Corner cases are slightly non-obvious problems implementing huge pages. If you think of one, please archive it here so it doesn't come back and bite us later.
NUMA-aware allocation - don't want all the memory accesses going through one controller! See IBM's page about tuning Stream.
- STREAM and hugetlb is a huge issue unless you have chipset level interleave no matter what
- Fork of an application with huge pages when no huge pages are left - must fail over to small pages.
- mmap of a file that is partially in cache already
- mmap of a file that then gets replaced on disk
- (say glibc text and then glibc gets upgraded to a newer version)
- MAP_GROWSDOWN for stacks including automatic growth
- mprotect to executable (scenario: dlopen of a shared lib that
- requires executable stack, causing all thread stacks to be mprotected executable)

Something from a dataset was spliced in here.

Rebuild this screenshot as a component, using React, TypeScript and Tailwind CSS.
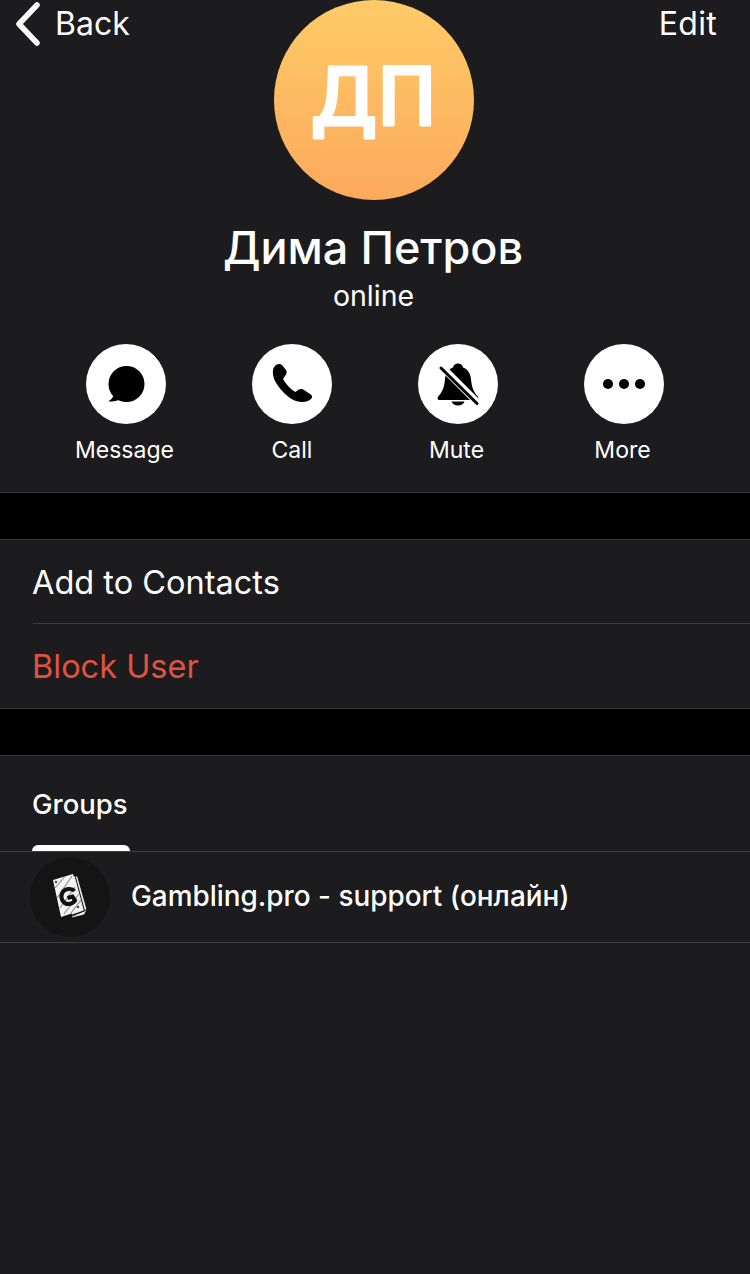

- write() of mmaped area to the same file at an offset either
- inside or outside the same 2Mb page
- same but for an O_DIRECT write
- same but for AIO write
- sendfile() of a non-4Kb region
- truncate of 4Mb mmaped file to 1Mb, then truncate to 1.5Mb
- then 0.5Mb (creates a sparse file)
- mmap of a 2Mb region in 2 parts: first 1Mb gets mmaped writable private,
- second 2Mb gets mmaped shared writable; then write a few bytes to each part
- Running a large .bss segment workload, specifying only a portion of the large page requirements to be made available to the workload... ie: app defines 10GB in arrays, but only 5GB are
- whether an entire segment must be dedicated to huge pages (256MB in the ppc environment) if one huge page is specified Should huge pages be allocated by segment?
- can we define stages of transparent functionality to enable customer production usage in the near future?
- can a non-root userid be specified to have access to huge pages? in a production environment, admins may require ability to designate huge page users..